**WRITTEN EXERCISE:** Copy each line below exactly and leave the pictures out.
── RECORDS SUPPLIED ──
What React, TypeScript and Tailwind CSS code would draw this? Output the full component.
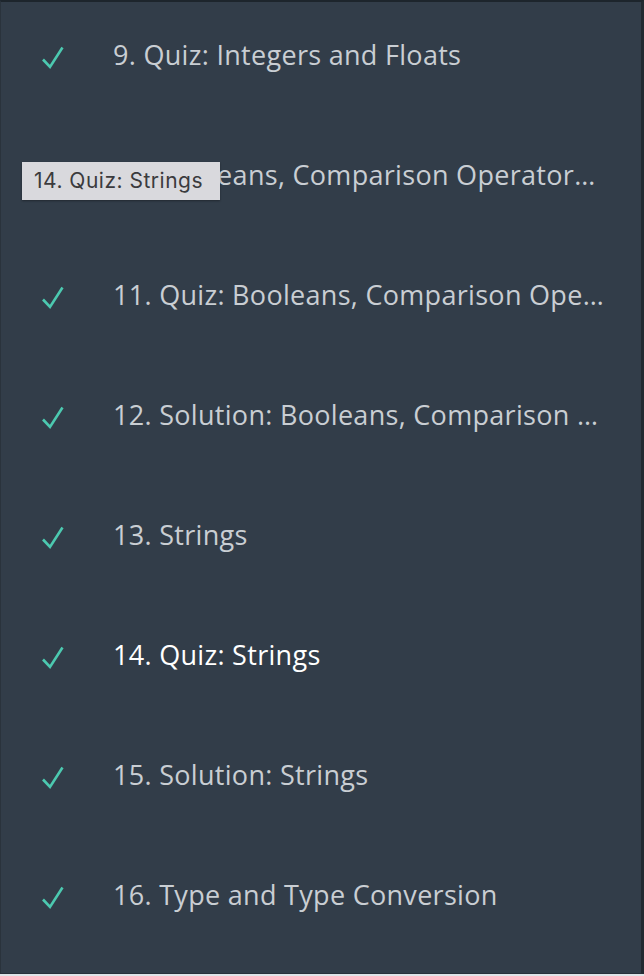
import React from "react";

const items = [
  "9. Quiz: Integers and Floats",
  "10. Booleans, Comparison Operators, and Logical Operators",
  "11. Quiz: Booleans, Comparison Operators",
  "12. Solution: Booleans, Comparison Operators",
  "13. Strings",
  "14. Quiz: Strings",
  "15. Solution: Strings",
  "16. Type and Type Conversion",
];

function Check() {
  return (
    <svg width="26" height="26" viewBox="0 0 26 26" className="shrink-0">
      <path d="M3 14.5 L10 22 L22.5 2.5" fill="none" stroke="#4cc9b0" strokeWidth="2.6" strokeLinecap="butt" strokeLinejoin="miter" />
    </svg>
  );
}

export default function App() {
  return (
    <div className="w-[644px] h-[976px] bg-[#dfe4e8] overflow-hidden">
      <div className="relative w-[644px] h-[974px] bg-[#323d49] border-t-2 border-t-[#1d252c] border-l border-l-[#2a333c] border-r-[3px] border-r-[#222a31] border-b border-b-[#28313a]">
        <ul className="flex flex-col">
          {items.map((t, i) => (
            <li key={i} className="h-[120px] flex items-center pl-[39px] pr-[34px] pb-[14px]">
              <div className="w-[73px] shrink-0 flex items-center pt-[5px]">
                <Check />
              </div>
              <span
                className={
                  "min-w-0 truncate text-[27px] font-['Open_Sans',sans-serif] tracking-[0.3px] " +
                  (i === 5 ? "text-white" : "text-[#c9ced3]")
                }
              >
                {t}
              </span>
            </li>
          ))}
        </ul>
        <div className="absolute left-[21px] top-[160px] w-[198px] h-[38px] bg-[#d9d9dd] shadow-[0_1px_2px_rgba(0,0,0,0.35)] flex items-center pl-[12px] text-[21px] text-[#3b3b3d] font-['Inter',sans-serif] tracking-[0.5px]">
          14. Quiz: Strings
        </div>
      </div>
    </div>
  );
}
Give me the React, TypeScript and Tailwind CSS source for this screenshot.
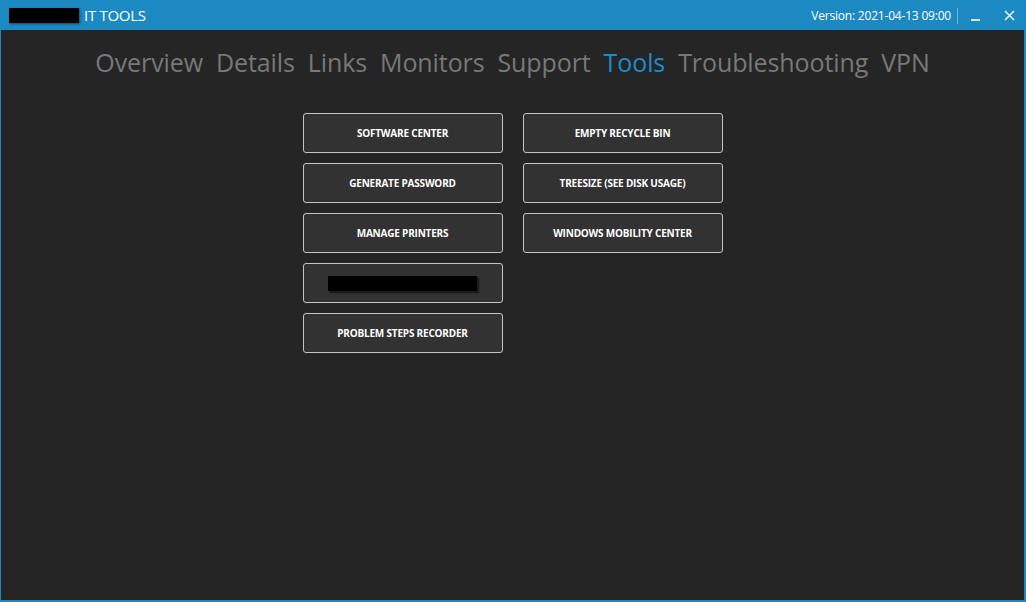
import React from "react";

const left = ["SOFTWARE CENTER", "GENERATE PASSWORD", "MANAGE PRINTERS", "__REDACTED__", "PROBLEM STEPS RECORDER"];
const right = ["EMPTY RECYCLE BIN", "TREESIZE (SEE DISK USAGE)", "WINDOWS MOBILITY CENTER"];
const nav = ["Overview", "Details", "Links", "Monitors", "Support", "Tools", "Troubleshooting", "VPN"];

function Btn({ label }: { label: string }) {
  return (
    <div className="w-[200px] h-[40px] rounded-[3px] border border-[#c4c4c4] bg-[#323232] flex items-center justify-center">
      {label === "__REDACTED__" ? (
        <div className="w-[149px] h-[15px] bg-black shadow-[2px_2px_1px_#1a1a1a]" />
      ) : (
        <span className="text-[10px] font-bold text-white tracking-[-0.2px]">{label}</span>
      )}
    </div>
  );
}

export default function App() {
  return (
    <div
      className="w-[1026px] h-[602px] border-l border-t border-r-2 border-b-2 border-[#1b8ac4] bg-[#252525] flex flex-col"
      style={{ fontFamily: '"Open Sans", "Noto Sans", sans-serif' }}
    >
      <div className="h-[29px] bg-[#1c89c2] flex items-center pl-[8px] pr-[9px] shrink-0">
        <div className="w-[70px] h-[15px] bg-black shadow-[1px_1px_2px_#0d4a6b]" />
        <span className="ml-[5px] text-[15px] text-white leading-none tracking-[-0.3px]">IT TOOLS</span>
        <div className="flex-1" />
        <span className="text-[12px] text-white tracking-[-0.2px]">Version: 2021-04-13 09:00</span>
        <div className="ml-[6px] w-px h-[16px] bg-[#6fb6dc]" />
        <div className="ml-[13px] w-[9px] h-[2px] bg-[#cfe6f3] mt-[8px]" />
        <svg className="ml-[24px]" width="11" height="11" viewBox="0 0 11 11">
          <path d="M1 1 L10 10 M10 1 L1 10" stroke="#e6f2f9" strokeWidth="1.6" />
        </svg>
      </div>
      <div className="flex justify-center gap-[13px] mt-[15px] text-[25px] leading-[34px] tracking-[-0.1px] text-[#787878]">
        {nav.map((n) => (
          <span key={n} className={n === "Tools" ? "text-[#1e8ccc]" : ""}>
            {n}
          </span>
        ))}
      </div>
      <div className="flex justify-center gap-[20px] mt-[34px]">
        <div className="flex flex-col gap-[10px]">
          {left.map((l) => (
            <Btn key={l} label={l} />
          ))}
        </div>
        <div className="flex flex-col gap-[10px]">
          {right.map((l) => (
            <Btn key={l} label={l} />
          ))}
        </div>
      </div>
    </div>
  );
}
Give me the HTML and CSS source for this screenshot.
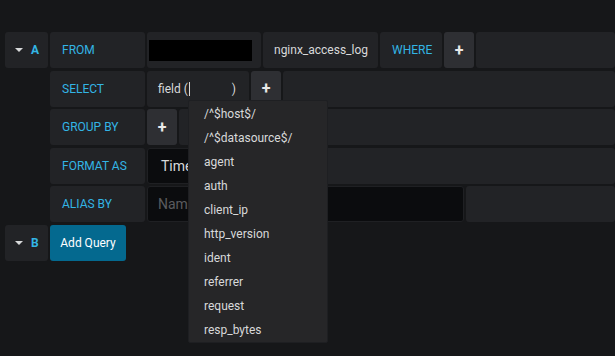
───
**FINAL RESULT:**
What React, TypeScript and Tailwind CSS code would draw this? Output the full component.
import React from "react";

const items = [
  "9. Quiz: Integers and Floats",
  "10. Booleans, Comparison Operators, and Logical Operators",
  "11. Quiz: Booleans, Comparison Operators",
  "12. Solution: Booleans, Comparison Operators",
  "13. Strings",
  "14. Quiz: Strings",
  "15. Solution: Strings",
  "16. Type and Type Conversion",
];

function Check() {
  return (
    <svg width="26" height="26" viewBox="0 0 26 26" className="shrink-0">
      <path d="M3 14.5 L10 22 L22.5 2.5" fill="none" stroke="#4cc9b0" strokeWidth="2.6" strokeLinecap="butt" strokeLinejoin="miter" />
    </svg>
  );
}

export default function App() {
  return (
    <div className="w-[644px] h-[976px] bg-[#dfe4e8] overflow-hidden">
      <div className="relative w-[644px] h-[974px] bg-[#323d49] border-t-2 border-t-[#1d252c] border-l border-l-[#2a333c] border-r-[3px] border-r-[#222a31] border-b border-b-[#28313a]">
        <ul className="flex flex-col">
          {items.map((t, i) => (
            <li key={i} className="h-[120px] flex items-center pl-[39px] pr-[34px] pb-[14px]">
              <div className="w-[73px] shrink-0 flex items-center pt-[5px]">
                <Check />
              </div>
              <span
                className={
                  "min-w-0 truncate text-[27px] font-['Open_Sans',sans-serif] tracking-[0.3px] " +
                  (i === 5 ? "text-white" : "text-[#c9ced3]")
                }
              >
                {t}
              </span>
            </li>
          ))}
        </ul>
        <div className="absolute left-[21px] top-[160px] w-[198px] h-[38px] bg-[#d9d9dd] shadow-[0_1px_2px_rgba(0,0,0,0.35)] flex items-center pl-[12px] text-[21px] text-[#3b3b3d] font-['Inter',sans-serif] tracking-[0.5px]">
          14. Quiz: Strings
        </div>
      </div>
    </div>
  );
}
Give me the React, TypeScript and Tailwind CSS source for this screenshot.
import React from "react";

const left = ["SOFTWARE CENTER", "GENERATE PASSWORD", "MANAGE PRINTERS", "__REDACTED__", "PROBLEM STEPS RECORDER"];
const right = ["EMPTY RECYCLE BIN", "TREESIZE (SEE DISK USAGE)", "WINDOWS MOBILITY CENTER"];
const nav = ["Overview", "Details", "Links", "Monitors", "Support", "Tools", "Troubleshooting", "VPN"];

function Btn({ label }: { label: string }) {
  return (
    <div className="w-[200px] h-[40px] rounded-[3px] border border-[#c4c4c4] bg-[#323232] flex items-center justify-center">
      {label === "__REDACTED__" ? (
        <div className="w-[149px] h-[15px] bg-black shadow-[2px_2px_1px_#1a1a1a]" />
      ) : (
        <span className="text-[10px] font-bold text-white tracking-[-0.2px]">{label}</span>
      )}
    </div>
  );
}

export default function App() {
  return (
    <div
      className="w-[1026px] h-[602px] border-l border-t border-r-2 border-b-2 border-[#1b8ac4] bg-[#252525] flex flex-col"
      style={{ fontFamily: '"Open Sans", "Noto Sans", sans-serif' }}
    >
      <div className="h-[29px] bg-[#1c89c2] flex items-center pl-[8px] pr-[9px] shrink-0">
        <div className="w-[70px] h-[15px] bg-black shadow-[1px_1px_2px_#0d4a6b]" />
        <span className="ml-[5px] text-[15px] text-white leading-none tracking-[-0.3px]">IT TOOLS</span>
        <div className="flex-1" />
        <span className="text-[12px] text-white tracking-[-0.2px]">Version: 2021-04-13 09:00</span>
        <div className="ml-[6px] w-px h-[16px] bg-[#6fb6dc]" />
        <div className="ml-[13px] w-[9px] h-[2px] bg-[#cfe6f3] mt-[8px]" />
        <svg className="ml-[24px]" width="11" height="11" viewBox="0 0 11 11">
          <path d="M1 1 L10 10 M10 1 L1 10" stroke="#e6f2f9" strokeWidth="1.6" />
        </svg>
      </div>
      <div className="flex justify-center gap-[13px] mt-[15px] text-[25px] leading-[34px] tracking-[-0.1px] text-[#787878]">
        {nav.map((n) => (
          <span key={n} className={n === "Tools" ? "text-[#1e8ccc]" : ""}>
            {n}
          </span>
        ))}
      </div>
      <div className="flex justify-center gap-[20px] mt-[34px]">
        <div className="flex flex-col gap-[10px]">
          {left.map((l) => (
            <Btn key={l} label={l} />
          ))}
        </div>
        <div className="flex flex-col gap-[10px]">
          {right.map((l) => (
            <Btn key={l} label={l} />
          ))}
        </div>
      </div>
    </div>
  );
}
Give me the HTML and CSS source for this screenshot.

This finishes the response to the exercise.